** start Supplied information **
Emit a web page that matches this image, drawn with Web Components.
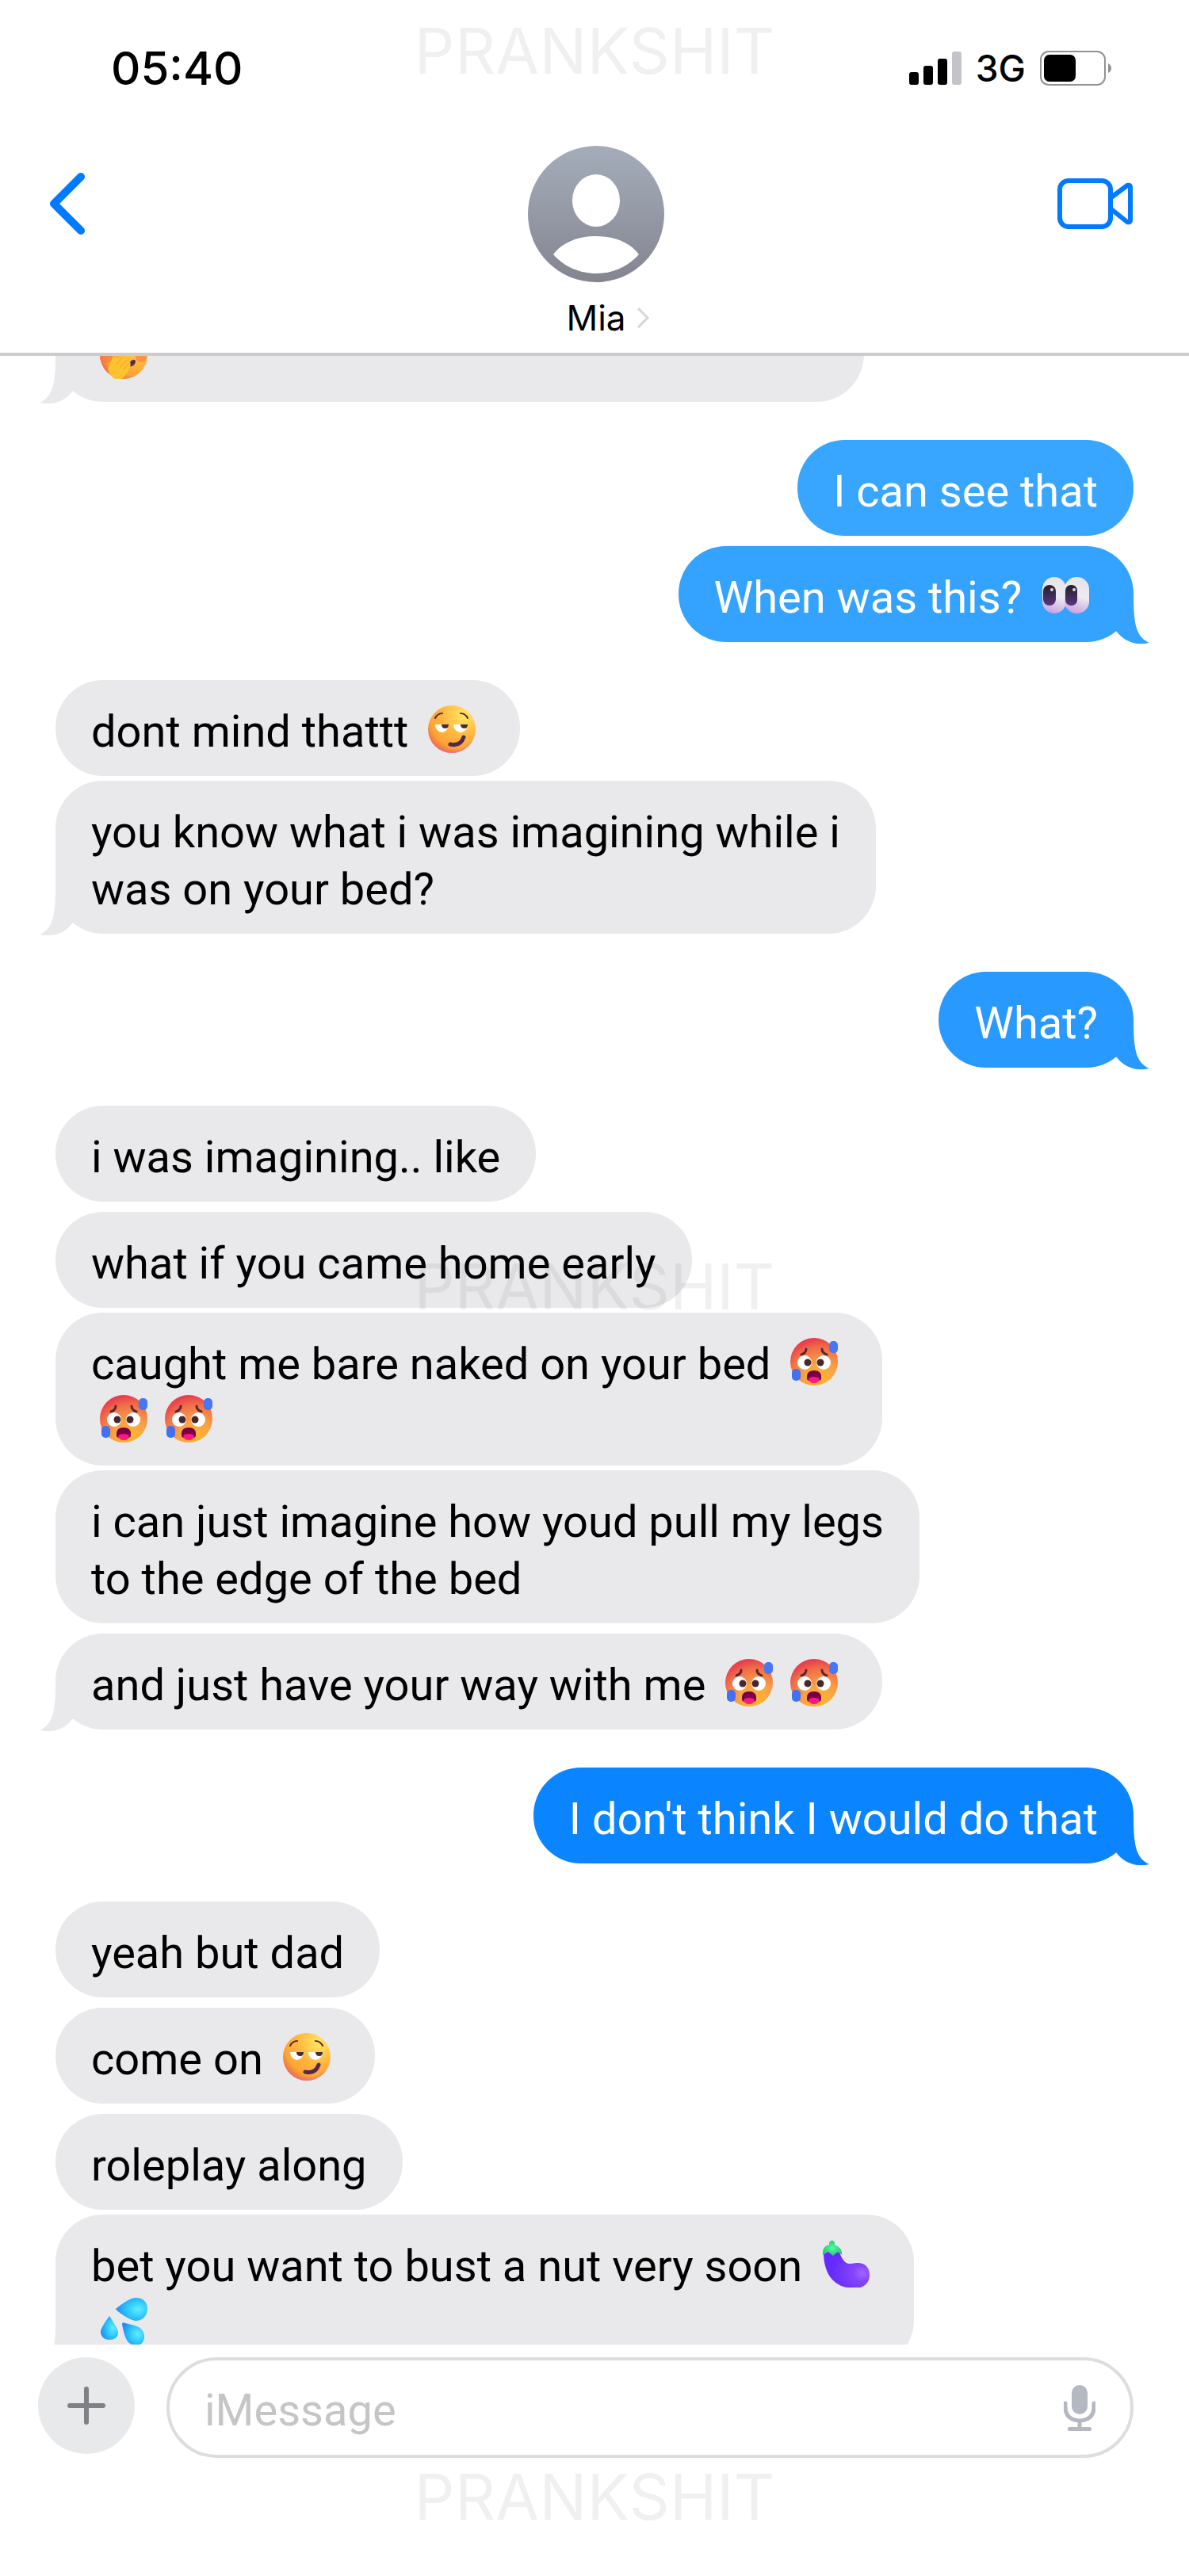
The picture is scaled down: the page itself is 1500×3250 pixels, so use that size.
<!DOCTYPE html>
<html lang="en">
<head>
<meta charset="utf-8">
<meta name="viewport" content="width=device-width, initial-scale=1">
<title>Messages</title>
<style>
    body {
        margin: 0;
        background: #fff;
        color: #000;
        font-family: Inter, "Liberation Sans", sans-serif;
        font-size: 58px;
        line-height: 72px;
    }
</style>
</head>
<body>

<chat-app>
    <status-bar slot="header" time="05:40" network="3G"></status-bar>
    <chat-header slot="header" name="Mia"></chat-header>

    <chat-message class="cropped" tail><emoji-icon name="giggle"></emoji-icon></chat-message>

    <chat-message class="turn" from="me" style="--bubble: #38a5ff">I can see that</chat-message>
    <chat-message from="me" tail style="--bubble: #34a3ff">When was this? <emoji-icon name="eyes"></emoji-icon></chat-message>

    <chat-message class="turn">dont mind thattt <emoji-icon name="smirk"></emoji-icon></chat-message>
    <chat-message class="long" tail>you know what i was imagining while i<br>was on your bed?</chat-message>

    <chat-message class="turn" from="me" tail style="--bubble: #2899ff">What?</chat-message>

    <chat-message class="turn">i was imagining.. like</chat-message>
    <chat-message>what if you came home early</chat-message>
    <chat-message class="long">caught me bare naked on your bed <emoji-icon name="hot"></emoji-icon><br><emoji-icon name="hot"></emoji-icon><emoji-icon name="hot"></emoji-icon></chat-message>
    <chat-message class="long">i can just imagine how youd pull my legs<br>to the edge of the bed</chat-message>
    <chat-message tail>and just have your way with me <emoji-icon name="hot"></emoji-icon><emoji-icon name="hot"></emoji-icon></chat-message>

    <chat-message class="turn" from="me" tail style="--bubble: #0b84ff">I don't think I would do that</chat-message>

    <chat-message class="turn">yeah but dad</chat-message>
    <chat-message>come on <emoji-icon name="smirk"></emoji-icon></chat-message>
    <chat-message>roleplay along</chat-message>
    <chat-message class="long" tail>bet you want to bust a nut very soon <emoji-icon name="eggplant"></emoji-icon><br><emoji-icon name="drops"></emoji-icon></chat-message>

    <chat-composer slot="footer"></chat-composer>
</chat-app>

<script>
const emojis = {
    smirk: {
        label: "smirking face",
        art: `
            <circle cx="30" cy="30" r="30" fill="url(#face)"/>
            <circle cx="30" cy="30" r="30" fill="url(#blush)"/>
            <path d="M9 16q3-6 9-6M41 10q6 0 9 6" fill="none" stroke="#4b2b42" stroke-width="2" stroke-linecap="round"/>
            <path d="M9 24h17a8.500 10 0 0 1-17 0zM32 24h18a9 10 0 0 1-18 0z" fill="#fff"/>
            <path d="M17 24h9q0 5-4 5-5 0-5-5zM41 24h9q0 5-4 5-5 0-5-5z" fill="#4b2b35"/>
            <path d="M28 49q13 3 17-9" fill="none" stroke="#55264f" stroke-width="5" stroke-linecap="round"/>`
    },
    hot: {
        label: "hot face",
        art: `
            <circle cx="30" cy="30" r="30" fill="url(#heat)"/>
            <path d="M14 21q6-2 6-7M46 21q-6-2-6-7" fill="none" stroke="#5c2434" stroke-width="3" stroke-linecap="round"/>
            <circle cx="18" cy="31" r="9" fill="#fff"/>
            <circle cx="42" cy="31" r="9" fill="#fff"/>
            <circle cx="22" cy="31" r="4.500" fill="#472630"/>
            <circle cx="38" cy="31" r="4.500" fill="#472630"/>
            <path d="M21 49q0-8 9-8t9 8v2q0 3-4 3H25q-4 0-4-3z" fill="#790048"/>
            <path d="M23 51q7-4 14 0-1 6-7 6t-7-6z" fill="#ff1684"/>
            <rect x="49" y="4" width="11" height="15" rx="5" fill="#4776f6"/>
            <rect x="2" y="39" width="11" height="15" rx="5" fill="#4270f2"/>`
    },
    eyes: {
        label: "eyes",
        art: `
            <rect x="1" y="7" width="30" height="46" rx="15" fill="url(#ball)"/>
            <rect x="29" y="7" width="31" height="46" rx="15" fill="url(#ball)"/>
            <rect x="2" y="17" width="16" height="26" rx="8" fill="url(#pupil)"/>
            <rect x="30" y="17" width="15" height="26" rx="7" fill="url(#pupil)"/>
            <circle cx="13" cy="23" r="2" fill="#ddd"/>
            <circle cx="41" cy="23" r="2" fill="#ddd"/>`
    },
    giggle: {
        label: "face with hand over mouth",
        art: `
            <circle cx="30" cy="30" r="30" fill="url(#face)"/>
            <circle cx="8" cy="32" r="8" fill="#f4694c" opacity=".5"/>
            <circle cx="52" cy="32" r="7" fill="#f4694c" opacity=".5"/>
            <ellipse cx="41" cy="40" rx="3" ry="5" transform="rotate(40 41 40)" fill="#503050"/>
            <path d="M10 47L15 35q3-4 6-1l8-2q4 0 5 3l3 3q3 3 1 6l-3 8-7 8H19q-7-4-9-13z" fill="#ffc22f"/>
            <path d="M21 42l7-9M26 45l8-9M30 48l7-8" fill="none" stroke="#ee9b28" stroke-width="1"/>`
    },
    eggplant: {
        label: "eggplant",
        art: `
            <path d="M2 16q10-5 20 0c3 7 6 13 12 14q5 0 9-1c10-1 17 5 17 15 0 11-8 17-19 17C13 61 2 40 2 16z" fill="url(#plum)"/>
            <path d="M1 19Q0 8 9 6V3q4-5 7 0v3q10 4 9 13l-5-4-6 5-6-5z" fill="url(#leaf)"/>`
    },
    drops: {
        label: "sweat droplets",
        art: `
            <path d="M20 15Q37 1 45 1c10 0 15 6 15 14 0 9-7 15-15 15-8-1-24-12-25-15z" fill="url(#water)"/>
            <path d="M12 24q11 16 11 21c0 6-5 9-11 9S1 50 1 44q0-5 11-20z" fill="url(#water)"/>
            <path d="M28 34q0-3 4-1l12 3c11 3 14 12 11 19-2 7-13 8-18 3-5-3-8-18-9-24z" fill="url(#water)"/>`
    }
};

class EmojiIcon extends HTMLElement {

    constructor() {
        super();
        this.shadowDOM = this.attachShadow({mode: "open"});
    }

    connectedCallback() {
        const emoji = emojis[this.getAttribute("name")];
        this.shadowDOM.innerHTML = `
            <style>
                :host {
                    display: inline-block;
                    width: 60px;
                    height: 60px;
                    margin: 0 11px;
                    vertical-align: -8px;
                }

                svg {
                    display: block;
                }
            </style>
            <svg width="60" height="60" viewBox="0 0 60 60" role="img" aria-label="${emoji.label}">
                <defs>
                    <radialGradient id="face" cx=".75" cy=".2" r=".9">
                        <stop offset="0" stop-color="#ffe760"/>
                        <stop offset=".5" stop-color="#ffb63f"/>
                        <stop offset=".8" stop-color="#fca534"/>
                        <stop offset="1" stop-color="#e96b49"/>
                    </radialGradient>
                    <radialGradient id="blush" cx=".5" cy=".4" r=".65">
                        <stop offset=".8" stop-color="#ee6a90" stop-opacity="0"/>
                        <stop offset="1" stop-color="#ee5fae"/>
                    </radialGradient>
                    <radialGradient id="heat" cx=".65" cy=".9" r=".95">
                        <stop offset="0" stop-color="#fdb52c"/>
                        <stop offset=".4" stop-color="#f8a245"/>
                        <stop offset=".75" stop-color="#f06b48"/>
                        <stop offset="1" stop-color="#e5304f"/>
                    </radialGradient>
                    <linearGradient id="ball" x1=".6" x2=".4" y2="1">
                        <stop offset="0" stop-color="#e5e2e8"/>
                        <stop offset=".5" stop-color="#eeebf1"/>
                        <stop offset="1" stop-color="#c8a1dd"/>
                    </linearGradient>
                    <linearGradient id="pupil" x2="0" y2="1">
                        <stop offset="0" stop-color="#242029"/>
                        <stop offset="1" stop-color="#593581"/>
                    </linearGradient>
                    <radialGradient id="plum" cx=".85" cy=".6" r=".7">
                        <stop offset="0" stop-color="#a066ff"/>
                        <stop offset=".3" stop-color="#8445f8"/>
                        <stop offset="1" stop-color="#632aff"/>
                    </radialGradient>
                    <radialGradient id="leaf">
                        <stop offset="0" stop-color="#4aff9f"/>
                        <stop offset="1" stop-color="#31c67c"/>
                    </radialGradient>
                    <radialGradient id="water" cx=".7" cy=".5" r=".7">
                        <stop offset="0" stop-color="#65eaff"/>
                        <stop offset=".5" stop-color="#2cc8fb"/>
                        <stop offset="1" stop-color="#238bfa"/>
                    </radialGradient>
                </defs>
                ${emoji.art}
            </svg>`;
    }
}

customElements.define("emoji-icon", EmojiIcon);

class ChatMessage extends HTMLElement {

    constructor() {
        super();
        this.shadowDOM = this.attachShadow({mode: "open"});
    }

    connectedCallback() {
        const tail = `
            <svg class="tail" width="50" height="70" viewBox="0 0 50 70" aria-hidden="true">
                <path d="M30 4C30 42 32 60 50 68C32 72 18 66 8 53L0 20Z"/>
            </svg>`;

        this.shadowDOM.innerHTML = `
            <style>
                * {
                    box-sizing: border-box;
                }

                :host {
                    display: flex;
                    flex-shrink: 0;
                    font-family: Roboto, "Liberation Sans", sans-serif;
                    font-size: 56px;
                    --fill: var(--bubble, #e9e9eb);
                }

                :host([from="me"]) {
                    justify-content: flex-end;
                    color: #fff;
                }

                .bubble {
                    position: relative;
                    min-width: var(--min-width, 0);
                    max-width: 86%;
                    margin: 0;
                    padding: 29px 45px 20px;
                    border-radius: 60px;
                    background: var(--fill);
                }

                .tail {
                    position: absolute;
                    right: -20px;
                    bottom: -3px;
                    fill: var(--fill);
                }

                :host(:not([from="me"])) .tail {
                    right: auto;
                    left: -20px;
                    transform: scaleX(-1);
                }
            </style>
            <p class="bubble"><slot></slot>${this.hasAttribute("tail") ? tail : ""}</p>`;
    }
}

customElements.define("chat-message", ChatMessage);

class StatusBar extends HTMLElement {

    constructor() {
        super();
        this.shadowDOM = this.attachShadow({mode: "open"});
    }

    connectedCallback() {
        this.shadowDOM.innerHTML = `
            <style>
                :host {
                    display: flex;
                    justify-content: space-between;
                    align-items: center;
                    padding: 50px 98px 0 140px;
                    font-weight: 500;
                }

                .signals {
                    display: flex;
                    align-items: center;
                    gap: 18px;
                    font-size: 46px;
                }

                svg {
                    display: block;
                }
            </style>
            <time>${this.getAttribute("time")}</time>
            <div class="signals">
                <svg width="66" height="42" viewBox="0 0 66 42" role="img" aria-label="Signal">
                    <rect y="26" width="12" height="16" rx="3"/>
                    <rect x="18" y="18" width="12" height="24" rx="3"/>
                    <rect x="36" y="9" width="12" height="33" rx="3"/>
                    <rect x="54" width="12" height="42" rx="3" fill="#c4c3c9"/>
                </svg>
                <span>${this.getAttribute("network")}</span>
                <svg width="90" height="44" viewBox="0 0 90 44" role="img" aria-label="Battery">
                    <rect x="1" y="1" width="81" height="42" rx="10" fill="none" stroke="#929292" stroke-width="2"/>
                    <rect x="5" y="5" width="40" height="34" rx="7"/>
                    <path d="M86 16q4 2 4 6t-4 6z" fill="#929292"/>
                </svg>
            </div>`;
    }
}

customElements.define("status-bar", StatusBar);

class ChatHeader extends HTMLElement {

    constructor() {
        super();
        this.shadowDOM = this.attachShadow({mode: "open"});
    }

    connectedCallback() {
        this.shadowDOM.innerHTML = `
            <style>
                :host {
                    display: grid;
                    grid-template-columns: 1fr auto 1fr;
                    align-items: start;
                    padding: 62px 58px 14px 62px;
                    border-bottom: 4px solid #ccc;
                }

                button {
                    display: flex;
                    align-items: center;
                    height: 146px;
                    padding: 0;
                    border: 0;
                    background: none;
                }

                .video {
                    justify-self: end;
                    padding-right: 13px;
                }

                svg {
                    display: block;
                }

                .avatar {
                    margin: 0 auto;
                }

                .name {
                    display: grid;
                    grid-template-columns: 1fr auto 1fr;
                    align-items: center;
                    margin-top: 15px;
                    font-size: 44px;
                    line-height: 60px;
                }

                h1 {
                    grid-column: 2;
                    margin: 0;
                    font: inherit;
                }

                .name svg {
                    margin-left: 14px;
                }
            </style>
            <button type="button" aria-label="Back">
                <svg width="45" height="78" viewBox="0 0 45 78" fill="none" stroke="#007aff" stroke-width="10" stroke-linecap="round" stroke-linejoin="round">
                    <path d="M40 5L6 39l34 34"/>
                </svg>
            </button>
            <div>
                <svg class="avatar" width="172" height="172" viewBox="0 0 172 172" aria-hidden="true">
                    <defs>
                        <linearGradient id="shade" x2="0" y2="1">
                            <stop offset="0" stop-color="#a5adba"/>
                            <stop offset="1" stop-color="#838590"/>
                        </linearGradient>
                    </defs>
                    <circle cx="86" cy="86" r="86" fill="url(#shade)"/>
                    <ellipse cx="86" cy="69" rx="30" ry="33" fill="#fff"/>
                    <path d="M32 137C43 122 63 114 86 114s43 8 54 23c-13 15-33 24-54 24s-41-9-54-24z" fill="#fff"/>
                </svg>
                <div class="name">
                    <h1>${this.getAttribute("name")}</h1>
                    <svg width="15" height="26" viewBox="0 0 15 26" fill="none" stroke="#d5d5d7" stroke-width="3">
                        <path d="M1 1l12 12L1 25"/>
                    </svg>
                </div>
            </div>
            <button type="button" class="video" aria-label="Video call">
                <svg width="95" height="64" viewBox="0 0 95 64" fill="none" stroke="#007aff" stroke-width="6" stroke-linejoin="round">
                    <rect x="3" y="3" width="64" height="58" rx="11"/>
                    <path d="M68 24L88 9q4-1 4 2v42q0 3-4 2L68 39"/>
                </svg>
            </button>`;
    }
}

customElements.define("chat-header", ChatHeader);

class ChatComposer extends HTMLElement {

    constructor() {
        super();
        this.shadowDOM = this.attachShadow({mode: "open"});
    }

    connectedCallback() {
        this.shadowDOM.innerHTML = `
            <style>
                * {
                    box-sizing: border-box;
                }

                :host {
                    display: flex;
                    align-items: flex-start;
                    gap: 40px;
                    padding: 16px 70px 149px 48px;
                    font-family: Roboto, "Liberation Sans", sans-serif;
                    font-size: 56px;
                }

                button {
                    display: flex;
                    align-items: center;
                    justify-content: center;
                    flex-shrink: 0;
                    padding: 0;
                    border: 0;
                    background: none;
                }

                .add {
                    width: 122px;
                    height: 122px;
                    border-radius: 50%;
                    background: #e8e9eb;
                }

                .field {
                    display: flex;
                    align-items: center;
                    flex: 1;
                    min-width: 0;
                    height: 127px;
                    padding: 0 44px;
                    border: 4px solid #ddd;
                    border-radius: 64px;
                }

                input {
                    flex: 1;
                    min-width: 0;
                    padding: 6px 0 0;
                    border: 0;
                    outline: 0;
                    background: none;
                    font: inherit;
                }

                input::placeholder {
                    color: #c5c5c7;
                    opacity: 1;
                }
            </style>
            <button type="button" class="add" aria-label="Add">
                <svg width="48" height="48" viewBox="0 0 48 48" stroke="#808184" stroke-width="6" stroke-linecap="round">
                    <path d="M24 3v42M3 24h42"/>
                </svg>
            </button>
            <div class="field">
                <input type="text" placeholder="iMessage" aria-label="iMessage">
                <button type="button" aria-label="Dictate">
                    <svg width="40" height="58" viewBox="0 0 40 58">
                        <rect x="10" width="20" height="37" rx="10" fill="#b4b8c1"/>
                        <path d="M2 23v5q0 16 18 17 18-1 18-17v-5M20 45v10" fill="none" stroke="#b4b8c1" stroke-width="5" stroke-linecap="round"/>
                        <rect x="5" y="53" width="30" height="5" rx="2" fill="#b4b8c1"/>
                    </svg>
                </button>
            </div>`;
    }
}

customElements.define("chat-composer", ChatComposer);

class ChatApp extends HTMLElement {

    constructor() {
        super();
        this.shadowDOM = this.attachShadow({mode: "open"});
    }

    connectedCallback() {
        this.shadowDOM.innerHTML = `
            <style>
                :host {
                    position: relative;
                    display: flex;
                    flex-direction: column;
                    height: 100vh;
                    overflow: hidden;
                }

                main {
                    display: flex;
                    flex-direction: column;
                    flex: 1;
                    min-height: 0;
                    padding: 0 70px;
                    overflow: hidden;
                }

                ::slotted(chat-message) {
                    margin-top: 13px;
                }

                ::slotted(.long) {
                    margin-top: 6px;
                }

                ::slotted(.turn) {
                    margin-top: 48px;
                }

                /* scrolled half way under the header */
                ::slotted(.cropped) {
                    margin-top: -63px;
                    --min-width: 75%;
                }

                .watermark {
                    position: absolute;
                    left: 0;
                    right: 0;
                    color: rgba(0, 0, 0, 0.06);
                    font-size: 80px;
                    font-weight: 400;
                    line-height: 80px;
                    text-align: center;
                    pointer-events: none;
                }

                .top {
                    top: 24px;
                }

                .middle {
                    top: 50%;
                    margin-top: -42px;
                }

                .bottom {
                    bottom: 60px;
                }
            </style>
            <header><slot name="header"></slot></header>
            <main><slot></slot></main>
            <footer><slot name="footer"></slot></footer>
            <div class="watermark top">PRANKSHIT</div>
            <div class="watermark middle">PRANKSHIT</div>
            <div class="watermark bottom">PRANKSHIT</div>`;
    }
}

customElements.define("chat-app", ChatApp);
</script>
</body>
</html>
** end Supplied information **
Work to complete = Select every line where the word "page" occurs.

Final result =
Emit a web page that matches this image, drawn with Web Components.
The picture is scaled down: the page itself is 1500×3250 pixels, so use that size.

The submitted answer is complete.